Mr Schwarzman’s charitable giving has focused on education, culture and the arts, and he has an interest in supporting efforts to tackle big problems with transformative solutions.

For example, in October 2018, he announced a foundational $350 million gift to establish the MIT Schwarzman College of Computing, an interdisciplinary hub which will reorient MIT to address the opportunities and challenges presented by the rise of artificial intelligence. It will address critical ethical and policy considerations to ensure that the technologies are employed for the common good.

He gave $150 million in 2015 to Yale University to establish a first-of-its-kind campus centre in Yale’s historic Commons building, and has also gifted $50 million to the Inner-City Scholarship Fund, which provides tuition assistance to underprivileged children attending Catholic schools in the Archdiocese of New York.

In 2013, he founded an international scholarship programme, ‘Schwarzman Scholars‘, at Tsinghua University in Beijing to educate future leaders about China.

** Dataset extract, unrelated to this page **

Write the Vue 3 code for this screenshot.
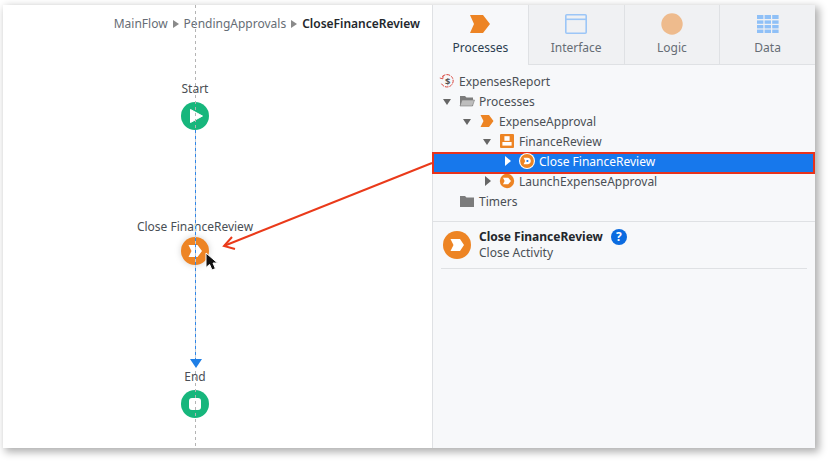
<script setup>
const tabs = [
  { id: 'proc', label: 'Processes', active: true },
  { id: 'ui', label: 'Interface' },
  { id: 'logic', label: 'Logic' },
  { id: 'data', label: 'Data' }
]
const rows = [
  { label: 'ExpensesReport', icon: 'money', depth: 0, caret: 'none' },
  { label: 'Processes', icon: 'folder', depth: 0, caret: 'down' },
  { label: 'ExpenseApproval', icon: 'process', depth: 1, caret: 'down' },
  { label: 'FinanceReview', icon: 'person', depth: 2, caret: 'down' },
  { label: 'Close FinanceReview', icon: 'close', depth: 3, caret: 'right', selected: true },
  { label: 'LaunchExpenseApproval', icon: 'launch', depth: 2, caret: 'right' },
  { label: 'Timers', icon: 'folderClosed', depth: 0, caret: '' }
]
</script>

<template>
  <div class="page">
    <div class="window">
      <section class="canvas">
        <div class="crumbs">
          <span>MainFlow</span>
          <i class="sep"></i>
          <span>PendingApprovals</span>
          <i class="sep"></i>
          <b>CloseFinanceReview</b>
        </div>

        <div class="node n-start">
          <span class="node-label">Start</span>
          <svg width="28" height="28" viewBox="0 0 28 28">
            <circle cx="14" cy="14" r="14" fill="#17b67c" />
            <path d="M9.5 7.5 L21.5 14 L9.5 20.5 Z" fill="#fff" stroke="#fff" stroke-width="1" stroke-linejoin="round" />
          </svg>
        </div>
        <div class="node n-close">
          <span class="node-label">Close FinanceReview</span>
          <svg width="28" height="28" viewBox="0 0 28 28">
            <circle cx="14" cy="14" r="14" fill="#ed8424" />
            <path d="M7.5 8 H16.5 L21 14 L16.5 20 H7.5 L10.5 14 Z" fill="#fff" />
          </svg>
        </div>
        <div class="node n-end">
          <span class="node-label">End</span>
          <svg width="28" height="28" viewBox="0 0 28 28">
            <circle cx="14" cy="14" r="14" fill="#17b67c" />
            <rect x="8" y="8" width="12" height="12" rx="3" fill="#fff" />
          </svg>
        </div>

        <div class="line gray l1"></div>
        <div class="line blue l2"></div>
        <div class="line gray l3"></div>
        <div class="arrowhead"></div>

        <svg class="cursor" width="16" height="20" viewBox="0 0 16 20">
          <path d="M1 1 V15.5 L4.6 12.4 L7 18 L10.4 16.6 L8 11 H12.5 Z" fill="#111" stroke="#fff" stroke-width="1" />
        </svg>
      </section>

      <aside class="panel">
        <nav class="tabs">
          <div v-for="t in tabs" :key="t.id" class="tab" :class="{ active: t.active }">
            <svg class="tab-icon" width="24" height="24" viewBox="0 0 24 24">
              <path v-if="t.id === 'proc'" d="M2 3 H15 L22 12 L15 21 H2 L6 12 Z" fill="#ed8424" />
              <g v-else-if="t.id === 'ui'" fill="none" stroke="#9cc6f7" stroke-width="1.6">
                <rect x="1.8" y="2.8" width="20.4" height="18.4" rx="1" />
                <path d="M2 7.3 H22" />
              </g>
              <circle v-else-if="t.id === 'logic'" cx="12" cy="12" r="10.7" fill="#eebb8d" />
              <g v-else fill="#8fc0f7">
                <rect x="1" y="3" width="6.4" height="4" /><rect x="8.6" y="3" width="6.4" height="4" /><rect x="16.2" y="3" width="6.4" height="4" />
                <rect x="1" y="8.4" width="6.4" height="3.4" /><rect x="8.6" y="8.4" width="6.4" height="3.4" /><rect x="16.2" y="8.4" width="6.4" height="3.4" />
                <rect x="1" y="13" width="6.4" height="3.4" /><rect x="8.6" y="13" width="6.4" height="3.4" /><rect x="16.2" y="13" width="6.4" height="3.4" />
                <rect x="1" y="17.6" width="6.4" height="3.4" /><rect x="8.6" y="17.6" width="6.4" height="3.4" /><rect x="16.2" y="17.6" width="6.4" height="3.4" />
              </g>
            </svg>
            <span>{{ t.label }}</span>
          </div>
        </nav>

        <ul class="tree">
          <li v-for="r in rows" :key="r.label" class="row" :class="{ selected: r.selected }"
              :style="{ paddingLeft: 6 + r.depth * 20 + 'px' }">
            <span class="caret" :class="r.caret"></span>
            <svg class="row-icon" width="16" height="16" viewBox="0 0 16 16">
              <g v-if="r.icon === 'money'" fill="none" stroke="#d9433a" stroke-width="1">
                <path d="M3.4 3.6 A6.2 6.2 0 1 1 2.4 10.5" stroke-dasharray="3.5 1" />
                <path d="M0.8 5 L3.8 5.8 L4.2 2.4" stroke-width="0.9" />
                <text x="8.8" y="11.6" font-size="9.5" font-weight="700" fill="#555" stroke="none" text-anchor="middle" font-family="Noto Sans, sans-serif">$</text>
              </g>
              <g v-else-if="r.icon === 'folder'">
                <path d="M1 3 H6 L7.5 4.5 H14 V13 H1 Z" fill="#7c7c7c" />
                <path d="M3 7 H15.5 L13.5 13 H1 Z" fill="#bdbdbd" stroke="#7c7c7c" stroke-width="0.6" />
              </g>
              <path v-else-if="r.icon === 'folderClosed'" d="M1 3 H6 L7.5 4.5 H15 V14 H1 Z" fill="#7c7c7c" />
              <path v-else-if="r.icon === 'process'" d="M1.5 2 H10 L14.5 8 L10 14 H1.5 L4.5 8 Z" fill="#ed8424" />
              <g v-else-if="r.icon === 'person'">
                <rect x="1" y="1" width="14" height="14" rx="1" fill="#ed8424" />
                <rect x="5.4" y="3.2" width="5.2" height="4.6" fill="#fff" />
                <rect x="3.4" y="9" width="9.2" height="3.6" fill="#fff" />
              </g>
              <g v-else-if="r.icon === 'close'">
                <circle cx="8" cy="8" r="8" fill="#fff" />
                <circle cx="8" cy="8" r="6.9" fill="#ed8424" />
                <path d="M4.6 4.8 H8.5 C10.6 4.8 11.8 6.2 11.8 8 C11.8 9.8 10.6 11.2 8.5 11.2 H4.6 L6.2 8 Z" fill="#fff" />
                <circle cx="8.4" cy="8" r="1.1" fill="#1573e6" />
              </g>
              <g v-else-if="r.icon === 'launch'">
                <circle cx="8" cy="8" r="7.2" fill="#ed8424" />
                <path d="M4 4.8 H9.2 L12 8 L9.2 11.2 H4 L5.6 8 Z" fill="#fff" />
              </g>
            </svg>
            <span class="row-label">{{ r.label }}</span>
          </li>
        </ul>

        <div class="detail">
          <div class="detail-inner">
            <svg width="28" height="28" viewBox="0 0 28 28">
              <circle cx="14" cy="14" r="14" fill="#ed8424" />
              <path d="M7.5 8 H17 L21 14 L17 20 H7.5 L10.5 14 Z" fill="#fff" />
            </svg>
            <div class="detail-text">
              <div class="detail-title">
                <b>Close FinanceReview</b>
                <span class="help">?</span>
              </div>
              <div class="detail-sub">Close Activity</div>
            </div>
          </div>
        </div>
      </aside>

      <svg class="annot" width="240" height="110" viewBox="0 0 240 110">
        <path d="M216 10 L9 92.5" fill="none" stroke="#ea3a1a" stroke-width="2" />
        <path d="M16 84 L8 93 L19 96" fill="none" stroke="#ea3a1a" stroke-width="2" />
      </svg>
    </div>
  </div>
</template>

<style>
html, body { margin: 0; background: #fff; }
</style>

<style scoped>
.page {
  width: 830px;
  height: 463px;
  padding: 5px 15px 15px 3px;
  box-sizing: border-box;
  overflow: hidden;
  font-family: "Noto Sans", sans-serif;
  font-size: 12px;
  color: #4a4f55;
}
.window {
  position: relative;
  display: flex;
  height: 443px;
  background: #fff;
  box-shadow: 3px 3px 8px 1px rgba(0, 0, 0, 0.32);
}
.canvas {
  position: relative;
  width: 429px;
  flex: none;
  overflow: hidden;
}
.crumbs {
  display: flex;
  justify-content: flex-end;
  align-items: center;
  gap: 5px;
  padding: 10px 12px 0 0;
  line-height: 18px;
  color: #666d75;
}
.crumbs b { font-weight: 600; color: #23272c; }
.sep {
  width: 0; height: 0;
  border-left: 6px solid #8a8a8a;
  border-top: 4px solid transparent;
  border-bottom: 4px solid transparent;
}
.line { position: absolute; left: 192px; width: 1px; }
.gray { background: repeating-linear-gradient(#b4b4b4 0 3px, transparent 3px 6px); }
.blue { background: repeating-linear-gradient(#2f86e8 0 3px, #c3ccd6 3px 6px); }
.l1 { top: 0; height: 125px; }
.l2 { top: 125px; height: 232px; }
.l3 { top: 366px; height: 77px; }
.arrowhead {
  position: absolute;
  left: 187px;
  top: 354px;
  width: 0; height: 0;
  border-top: 9px solid #1f7fe6;
  border-left: 6px solid transparent;
  border-right: 6px solid transparent;
}
.node {
  position: absolute;
  left: 92px;
  width: 200px;
  display: flex;
  flex-direction: column;
  align-items: center;
}
.node svg { display: block; }
.node-label { line-height: 18px; color: #4a4f55; margin-bottom: 4px; }
.n-start { top: 75px; }
.n-close { top: 213px; }
.n-close .node-label { margin-bottom: 1px; }
.n-close svg { filter: drop-shadow(0 0 3px rgba(0,0,0,.18)); }
.n-end { top: 363px; }
.cursor { position: absolute; left: 202px; top: 247px; }

.panel {
  flex: 1;
  display: flex;
  flex-direction: column;
  background: #f7f8fa;
  border-left: 1px solid #dfe1e4;
}
.tabs { display: flex; height: 60px; flex: none; }
.tab {
  flex: 1;
  box-sizing: border-box;
  display: flex;
  flex-direction: column;
  align-items: center;
  padding-top: 7px;
  background: #f0f1f3;
  border-left: 1px solid #dfe1e4;
  border-bottom: 1px solid #dfe1e4;
  color: #666d75;
  font-size: 12px;
  line-height: 17px;
}
.tab:first-child { border-left: 0; }
.tab.active { background: #f7f8fa; border-bottom-color: transparent; color: #2c3e50; }
.tab-icon { display: block; margin-bottom: 3px; }
.tree {
  list-style: none;
  margin: 0;
  padding: 6px 0 10px;
  border-bottom: 1px solid #dfe1e4;
}
.row {
  box-sizing: border-box;
  height: 20px;
  display: flex;
  align-items: center;
  color: #4a4f55;
}
.caret { width: 20px; height: 8px; position: relative; flex: none; }
.caret.none { width: 0; }
.caret.down::before {
  content: ""; position: absolute; left: 4px; top: 2px;
  border-top: 6px solid #666; border-left: 4.5px solid transparent; border-right: 4.5px solid transparent;
}
.caret.right::before {
  content: ""; position: absolute; left: 6px; top: -1px;
  border-left: 6px solid #666; border-top: 5px solid transparent; border-bottom: 5px solid transparent;
}
.row-icon { flex: none; margin-right: 4px; }
.row.selected {
  position: relative;
  isolation: isolate;
  color: #fff;
}
.row.selected::before {
  content: "";
  position: absolute;
  z-index: -1;
  left: -1px;
  right: 0;
  top: 1px;
  bottom: -3px;
  box-sizing: border-box;
  background: #1778ec;
  border: 2px solid #e8331c;
}
.row.selected .caret.right::before { border-left-color: #fff; }
.detail { padding: 0 8px; }
.detail-inner {
  display: flex;
  align-items: flex-start;
  gap: 8px;
  height: 47px;
  box-sizing: border-box;
  padding: 9px 0 0 2px;
  border-bottom: 1px solid #dfe1e4;
}
.detail-inner svg { flex: none; }
.detail-text { line-height: 16px; margin-top: -2px; }
.detail-title { display: flex; align-items: center; gap: 8px; }
.detail-title b { font-weight: 700; color: #23272c; }
.help {
  width: 16px; height: 16px; border-radius: 50%;
  background: #0b6be0; color: #fff; font-weight: 700; font-size: 12px;
  display: flex; align-items: center; justify-content: center;
}
.detail-sub { color: #4a4f55; }
.annot { position: absolute; left: 213px; top: 148px; pointer-events: none; }
</style>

At over $575 million, the programme is modelled on the Rhodes Scholarship and is the single largest philanthropic effort in China’s history coming largely from international donors.

In 2007, Mr Schwarzman donated $100 million to the New York Public Library on whose board he serves.
Stephen A. Schwarzman said of his gift to Oxford University:

‘I’m proud to partner with Oxford to establish the Schwarzman Centre for the Humanities which will unite Oxford’s Humanities faculties for the first time, include a new Institute for Ethics in AI to explore crucial questions affecting the workplace and society, and in addition offer modern performing arts facilities that will deepen Oxford’s engagement with the public.

“For nearly 1,000 years, the study of the Humanities at Oxford has been core to western civilisation and scholarship. We need to ensure that its insights and principles can be adapted to today’s dynamic world. Oxford’s longstanding global leadership in the Humanities uniquely positions it to achieve this important objective.”

Author Sir Philip Pullman said:

“This is one of the most exciting ideas for a long time. Oxford, which abounds in talent of all kinds, deserves a proper centre for the study and celebration of the humanities. This is a time when technology is making new media, new forms of communication, new ways of thinking available to a much wider range of students and citizens than ever before, but also when the roots of humane study need nourishing and strengthening – and indeed protecting – in a world that sometimes seems to have lost touch with the best elements of its past.
“I welcome this new enterprise warmly, and I’m sure it will flourish and soon be widely seen, and celebrated, as an essential part of what Oxford means.”

Neil MacGregor, former museum director, writer and broadcaster, added:

‘This magnificent, munificent gift to the University is as timely as it is generous. The way we make new knowledge is changing. And soon Oxford will, thanks to this gift, have a building specifically designed both to foster a new way of working, and to share its benefits as widely as possible.”